-- Start of Information shown --
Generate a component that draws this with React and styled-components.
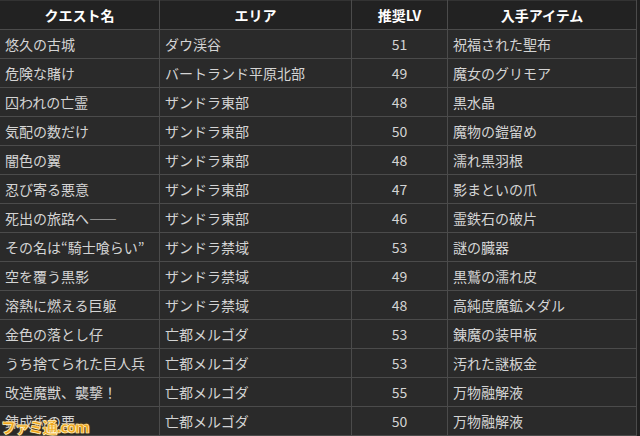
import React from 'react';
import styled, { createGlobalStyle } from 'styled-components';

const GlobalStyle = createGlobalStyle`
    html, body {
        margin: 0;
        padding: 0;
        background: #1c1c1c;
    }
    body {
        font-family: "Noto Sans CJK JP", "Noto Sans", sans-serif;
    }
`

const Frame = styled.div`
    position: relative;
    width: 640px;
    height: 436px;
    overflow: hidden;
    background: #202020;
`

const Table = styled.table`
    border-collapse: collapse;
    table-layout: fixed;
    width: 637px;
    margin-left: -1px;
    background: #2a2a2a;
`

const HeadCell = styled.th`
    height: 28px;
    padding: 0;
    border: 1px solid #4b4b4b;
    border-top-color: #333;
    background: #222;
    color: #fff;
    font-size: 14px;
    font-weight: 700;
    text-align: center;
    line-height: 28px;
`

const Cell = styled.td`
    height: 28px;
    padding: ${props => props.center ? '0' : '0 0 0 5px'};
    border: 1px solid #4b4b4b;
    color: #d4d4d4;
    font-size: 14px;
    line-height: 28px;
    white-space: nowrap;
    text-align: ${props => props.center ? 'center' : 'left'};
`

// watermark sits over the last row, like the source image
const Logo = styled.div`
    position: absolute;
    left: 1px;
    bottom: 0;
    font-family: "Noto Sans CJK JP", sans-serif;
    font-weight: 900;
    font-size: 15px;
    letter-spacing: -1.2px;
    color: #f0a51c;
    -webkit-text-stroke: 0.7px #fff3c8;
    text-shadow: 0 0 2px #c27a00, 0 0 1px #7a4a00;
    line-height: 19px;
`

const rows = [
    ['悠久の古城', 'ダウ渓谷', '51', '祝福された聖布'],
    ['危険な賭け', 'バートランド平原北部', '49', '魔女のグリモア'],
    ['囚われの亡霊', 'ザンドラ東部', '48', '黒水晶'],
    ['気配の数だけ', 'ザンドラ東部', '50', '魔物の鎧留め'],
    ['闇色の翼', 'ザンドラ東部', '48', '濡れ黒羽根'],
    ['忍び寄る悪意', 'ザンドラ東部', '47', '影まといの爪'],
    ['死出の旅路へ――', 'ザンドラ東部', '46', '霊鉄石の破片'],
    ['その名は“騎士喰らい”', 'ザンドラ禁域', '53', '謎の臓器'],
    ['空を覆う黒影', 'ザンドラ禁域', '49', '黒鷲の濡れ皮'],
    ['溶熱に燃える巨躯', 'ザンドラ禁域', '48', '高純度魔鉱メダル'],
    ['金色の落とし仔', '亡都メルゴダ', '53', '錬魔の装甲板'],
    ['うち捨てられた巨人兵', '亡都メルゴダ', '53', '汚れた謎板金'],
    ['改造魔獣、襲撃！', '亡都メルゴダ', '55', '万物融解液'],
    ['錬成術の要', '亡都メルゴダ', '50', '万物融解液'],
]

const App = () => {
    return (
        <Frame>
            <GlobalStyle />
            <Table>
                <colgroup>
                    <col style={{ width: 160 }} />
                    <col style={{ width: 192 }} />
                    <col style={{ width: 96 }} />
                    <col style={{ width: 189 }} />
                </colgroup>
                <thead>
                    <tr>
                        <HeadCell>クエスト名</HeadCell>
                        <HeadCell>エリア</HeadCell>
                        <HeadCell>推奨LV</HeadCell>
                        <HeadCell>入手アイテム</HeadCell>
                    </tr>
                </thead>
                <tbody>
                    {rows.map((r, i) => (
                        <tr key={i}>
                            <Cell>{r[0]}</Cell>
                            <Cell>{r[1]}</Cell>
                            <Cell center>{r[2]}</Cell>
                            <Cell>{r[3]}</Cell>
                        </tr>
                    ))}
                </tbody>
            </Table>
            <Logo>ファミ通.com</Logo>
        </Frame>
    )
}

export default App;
-- End of Information shown --
Go through the listing above and write it all out exactly, leaving out any picture.

__Response to this exercise__:
Generate a component that draws this with React and styled-components.
import React from 'react';
import styled, { createGlobalStyle } from 'styled-components';

const GlobalStyle = createGlobalStyle`
    html, body {
        margin: 0;
        padding: 0;
        background: #1c1c1c;
    }
    body {
        font-family: "Noto Sans CJK JP", "Noto Sans", sans-serif;
    }
`

const Frame = styled.div`
    position: relative;
    width: 640px;
    height: 436px;
    overflow: hidden;
    background: #202020;
`

const Table = styled.table`
    border-collapse: collapse;
    table-layout: fixed;
    width: 637px;
    margin-left: -1px;
    background: #2a2a2a;
`

const HeadCell = styled.th`
    height: 28px;
    padding: 0;
    border: 1px solid #4b4b4b;
    border-top-color: #333;
    background: #222;
    color: #fff;
    font-size: 14px;
    font-weight: 700;
    text-align: center;
    line-height: 28px;
`

const Cell = styled.td`
    height: 28px;
    padding: ${props => props.center ? '0' : '0 0 0 5px'};
    border: 1px solid #4b4b4b;
    color: #d4d4d4;
    font-size: 14px;
    line-height: 28px;
    white-space: nowrap;
    text-align: ${props => props.center ? 'center' : 'left'};
`

// watermark sits over the last row, like the source image
const Logo = styled.div`
    position: absolute;
    left: 1px;
    bottom: 0;
    font-family: "Noto Sans CJK JP", sans-serif;
    font-weight: 900;
    font-size: 15px;
    letter-spacing: -1.2px;
    color: #f0a51c;
    -webkit-text-stroke: 0.7px #fff3c8;
    text-shadow: 0 0 2px #c27a00, 0 0 1px #7a4a00;
    line-height: 19px;
`

const rows = [
    ['悠久の古城', 'ダウ渓谷', '51', '祝福された聖布'],
    ['危険な賭け', 'バートランド平原北部', '49', '魔女のグリモア'],
    ['囚われの亡霊', 'ザンドラ東部', '48', '黒水晶'],
    ['気配の数だけ', 'ザンドラ東部', '50', '魔物の鎧留め'],
    ['闇色の翼', 'ザンドラ東部', '48', '濡れ黒羽根'],
    ['忍び寄る悪意', 'ザンドラ東部', '47', '影まといの爪'],
    ['死出の旅路へ――', 'ザンドラ東部', '46', '霊鉄石の破片'],
    ['その名は“騎士喰らい”', 'ザンドラ禁域', '53', '謎の臓器'],
    ['空を覆う黒影', 'ザンドラ禁域', '49', '黒鷲の濡れ皮'],
    ['溶熱に燃える巨躯', 'ザンドラ禁域', '48', '高純度魔鉱メダル'],
    ['金色の落とし仔', '亡都メルゴダ', '53', '錬魔の装甲板'],
    ['うち捨てられた巨人兵', '亡都メルゴダ', '53', '汚れた謎板金'],
    ['改造魔獣、襲撃！', '亡都メルゴダ', '55', '万物融解液'],
    ['錬成術の要', '亡都メルゴダ', '50', '万物融解液'],
]

const App = () => {
    return (
        <Frame>
            <GlobalStyle />
            <Table>
                <colgroup>
                    <col style={{ width: 160 }} />
                    <col style={{ width: 192 }} />
                    <col style={{ width: 96 }} />
                    <col style={{ width: 189 }} />
                </colgroup>
                <thead>
                    <tr>
                        <HeadCell>クエスト名</HeadCell>
                        <HeadCell>エリア</HeadCell>
                        <HeadCell>推奨LV</HeadCell>
                        <HeadCell>入手アイテム</HeadCell>
                    </tr>
                </thead>
                <tbody>
                    {rows.map((r, i) => (
                        <tr key={i}>
                            <Cell>{r[0]}</Cell>
                            <Cell>{r[1]}</Cell>
                            <Cell center>{r[2]}</Cell>
                            <Cell>{r[3]}</Cell>
                        </tr>
                    ))}
                </tbody>
            </Table>
            <Logo>ファミ通.com</Logo>
        </Frame>
    )
}

export default App;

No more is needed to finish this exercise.